Tuesday, 10 September 2013

Blind and abused, but still going strong!

Many rescue dogs come with special needs, and more so when they are blind. One of the reasons we chose Blind Dog Rescue Alliance (BDRA) as our Animal Wellness Rescue of the Month for September was due to the heartbreaking thought of dogs who are not only blind, but have also been abused, neglected, or abandoned. Can you imagine being both blind and abused?

BDRA networks to find foster and forever homes for blind and visually impaired dogs throughout the United States and Canada. BDRA also has a sanctuary for dogs that do not find homes. Karen Belfi, one of the founders and president of BDRA, adopted her first blind dog back in 1999. He was up for adoption for 2 years, and no one was interested. He was gorgeous, and so sweet. She thought, how could people not want him, just because he couldn't see? He was born blind. Karen has since fostered 20 dogs through BDRA.

Eye problems can be an issue in many dogs, especially ones reaching old age. We often receive questions from readers about remedies for eye problems, and tips for helping their dogs cope with visual impairment. Some BDRA rescuers generously weighed in and have offered some great advice from their experiences of fostering and rescuing blind or visually impaired dogs.

The biggest challenge is training, since in addition to regular training, dogs also have to be taught how to find their way around. One tip is to teach the dog a “watch” command. They know to slow down and feel for an obstacle. "Step" is for stairs, a curb, etc. Other good verbal commands are “stop,” “forward,” and “wait.”

In houses with multiple dogs, putting noisy tags on all the dogs, so the blind ones can find the others is very helpful. A light tap on the nose to signal 'No' as well as citronella collars can help for training purposes, too. Sometimes people put scented dots on the floor that can lead to doors, etc., but these are not very effective with dogs that do not have keen noses. Stairs are not challenging for going up, but going down requires a dog to step off into space, and that is scary.

BDRA has many helpful tips on their website. If you’d like to donate to BDRA, they receive donations through their site. As well, Animal Wellness Magazine is donating 40% of subscription sales whenever anyone subscribes using promo code AWA149. Subscribe here to help BDRA and get a great magazine!

There was a constant thread in the emails we received from BDRA rescuers: blind and visually impaired dogs are more like other dogs than people think. They can be friendly with strangers, playful, calm, sweet, and al around terrific companions. Despite the challenges with training, blind dogs are, for the most part, the same as any other dog!
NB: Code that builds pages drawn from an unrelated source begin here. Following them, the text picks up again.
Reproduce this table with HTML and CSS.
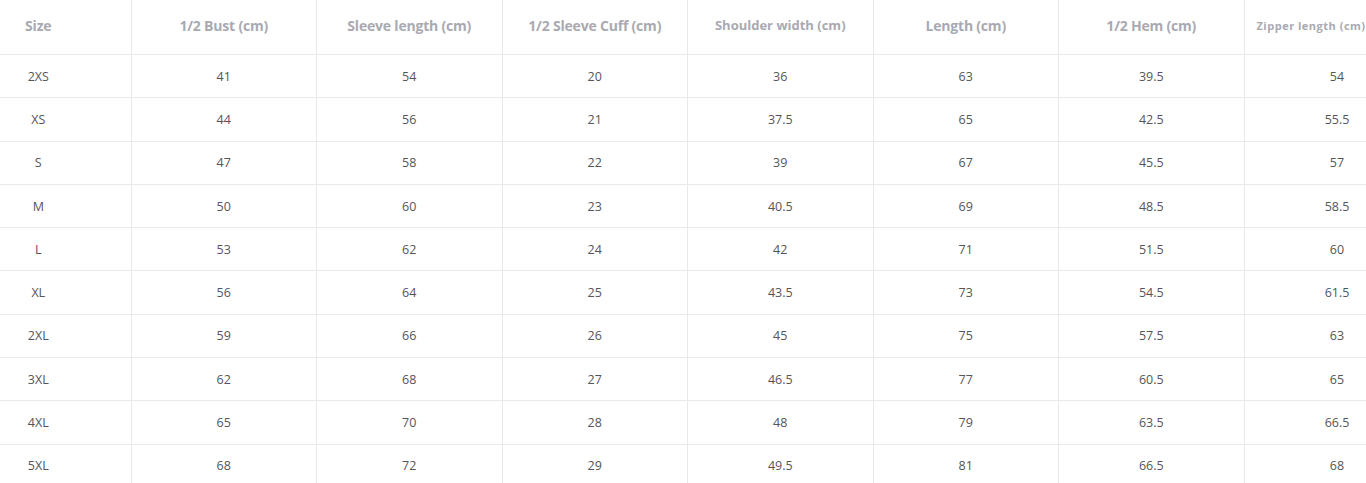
FILE: index.html
```html
<!DOCTYPE html>
<html>
<head>
<meta charset="utf-8">
<link rel="stylesheet" href="styles.css">
</head>
<body>
<div class="wrap">
<table class="size-table">
<colgroup>
<col class="c-size"><col class="c"><col class="c"><col class="c"><col class="c"><col class="c"><col class="c"><col class="c">
</colgroup>
<thead>
<tr>
<th class="first">Size</th>
<th>1/2 Bust (cm)</th>
<th>Sleeve length (cm)</th>
<th>1/2 Sleeve Cuff (cm)</th>
<th class="small">Shoulder width (cm)</th>
<th>Length (cm)</th>
<th>1/2 Hem (cm)</th>
<th class="zip">Zipper length (cm)</th>
</tr>
</thead>
<tbody>
<tr><td class="first">2XS</td><td>41</td><td>54</td><td>20</td><td>36</td><td>63</td><td>39.5</td><td>54</td></tr>
<tr><td class="first">XS</td><td>44</td><td>56</td><td>21</td><td>37.5</td><td>65</td><td>42.5</td><td>55.5</td></tr>
<tr><td class="first">S</td><td>47</td><td>58</td><td>22</td><td>39</td><td>67</td><td>45.5</td><td>57</td></tr>
<tr><td class="first">M</td><td>50</td><td>60</td><td>23</td><td>40.5</td><td>69</td><td>48.5</td><td>58.5</td></tr>
<tr><td class="first">L</td><td>53</td><td>62</td><td>24</td><td>42</td><td>71</td><td>51.5</td><td>60</td></tr>
<tr><td class="first">XL</td><td>56</td><td>64</td><td>25</td><td>43.5</td><td>73</td><td>54.5</td><td>61.5</td></tr>
<tr><td class="first">2XL</td><td>59</td><td>66</td><td>26</td><td>45</td><td>75</td><td>57.5</td><td>63</td></tr>
<tr><td class="first">3XL</td><td>62</td><td>68</td><td>27</td><td>46.5</td><td>77</td><td>60.5</td><td>65</td></tr>
<tr><td class="first">4XL</td><td>65</td><td>70</td><td>28</td><td>48</td><td>79</td><td>63.5</td><td>66.5</td></tr>
<tr><td class="first">5XL</td><td>68</td><td>72</td><td>29</td><td>49.5</td><td>81</td><td>66.5</td><td>68</td></tr>
</tbody>
</table>
</div>
</body>
</html>
```
FILE: styles.css
```css
html, body {
  margin: 0;
  padding: 0;
  background: #fff;
  overflow: hidden;
}
.wrap {
  width: 1366px;
  height: 483px;
  overflow: hidden;
}
.size-table {
  width: 1429.5px;
  table-layout: fixed;
  border-collapse: collapse;
  font-family: "Open Sans", "Noto Sans", sans-serif;
}
.c-size { width: 131px; }
.c { width: 185.5px; }
.size-table th,
.size-table td {
  text-align: center;
  vertical-align: middle;
  border-bottom: 1px solid #e9e9ec;
  border-left: 1px solid #e9e9ec;
  padding: 0;
}
.size-table th:first-child,
.size-table td:first-child {
  border-left: none;
}
.size-table th {
  height: 50px;
  padding-bottom: 4px;
  font-size: 14px;
  font-weight: 700;
  color: #a9a9b2;
  letter-spacing: -0.2px;
}
.size-table th.small {
  font-size: 13px;
  letter-spacing: 0;
}
.size-table th.zip {
  font-size: 11px;
  letter-spacing: 0.5px;
  text-align: left;
  padding-left: 12px;
}
.size-table td {
  height: 42.3px;
  font-size: 12.5px;
  color: #555558;
}
.size-table .first {
  text-align: center;
  padding-right: 54px;
}
```
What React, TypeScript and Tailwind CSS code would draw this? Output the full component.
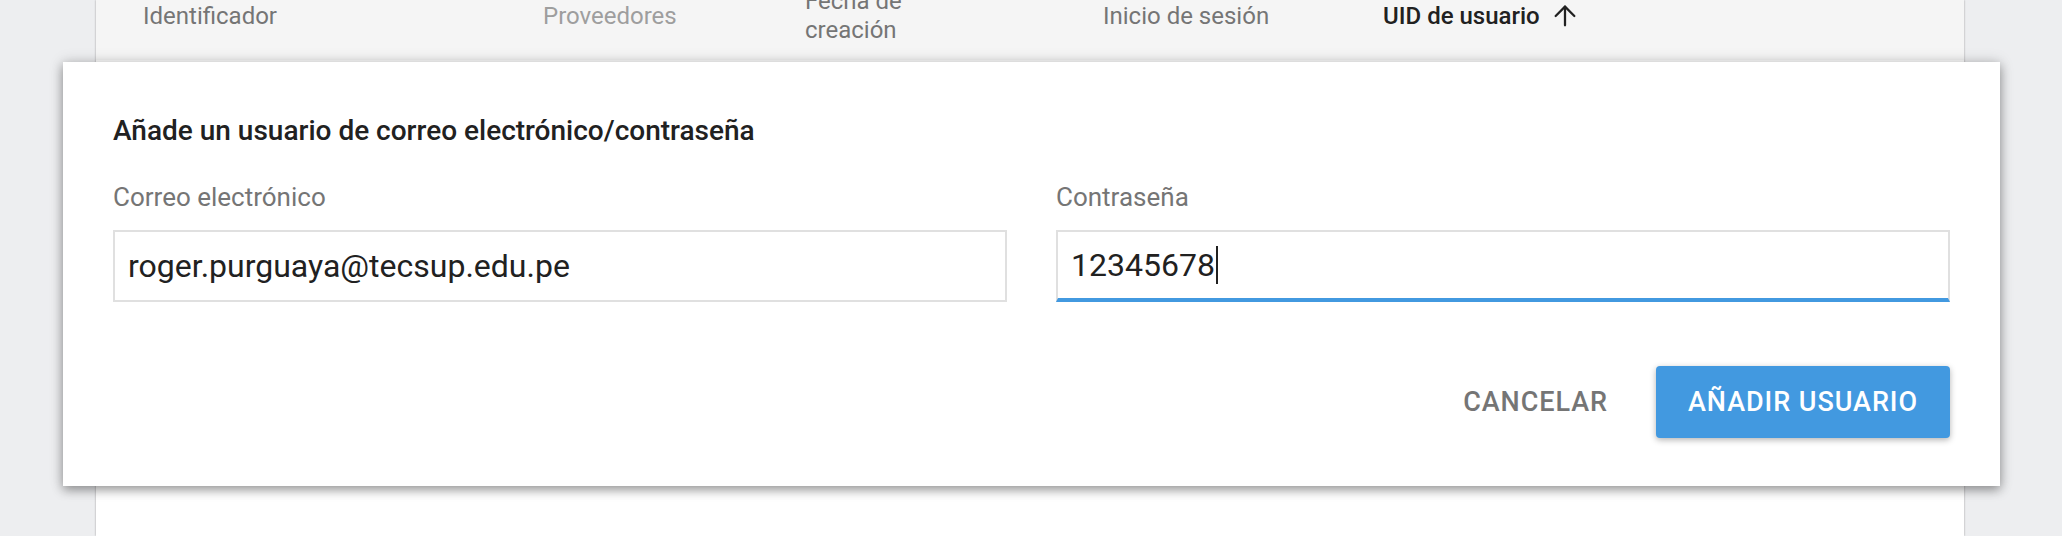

We partnered with some great companies who donated to our Rescue of the Month. Thank you to these companies for donating to BDRA with us! 

Be Pawsitive - A monthly box of organic dog treats that give back!

Wondercide Organics - Natural and organic solutions for pets, plants, and people!

Canine Omega3 (Ascenta Health) - Omega3 supplements!

1 comment:

  1. this is a great group! And I have a blind dog myself, Manny, who is an escape artist extraordinaire. Never thought a blind dog could escape almost every crate & kennel known to man? Neither did I until this boy came into my life.

    Blind dogs are amazing and this organization is as well!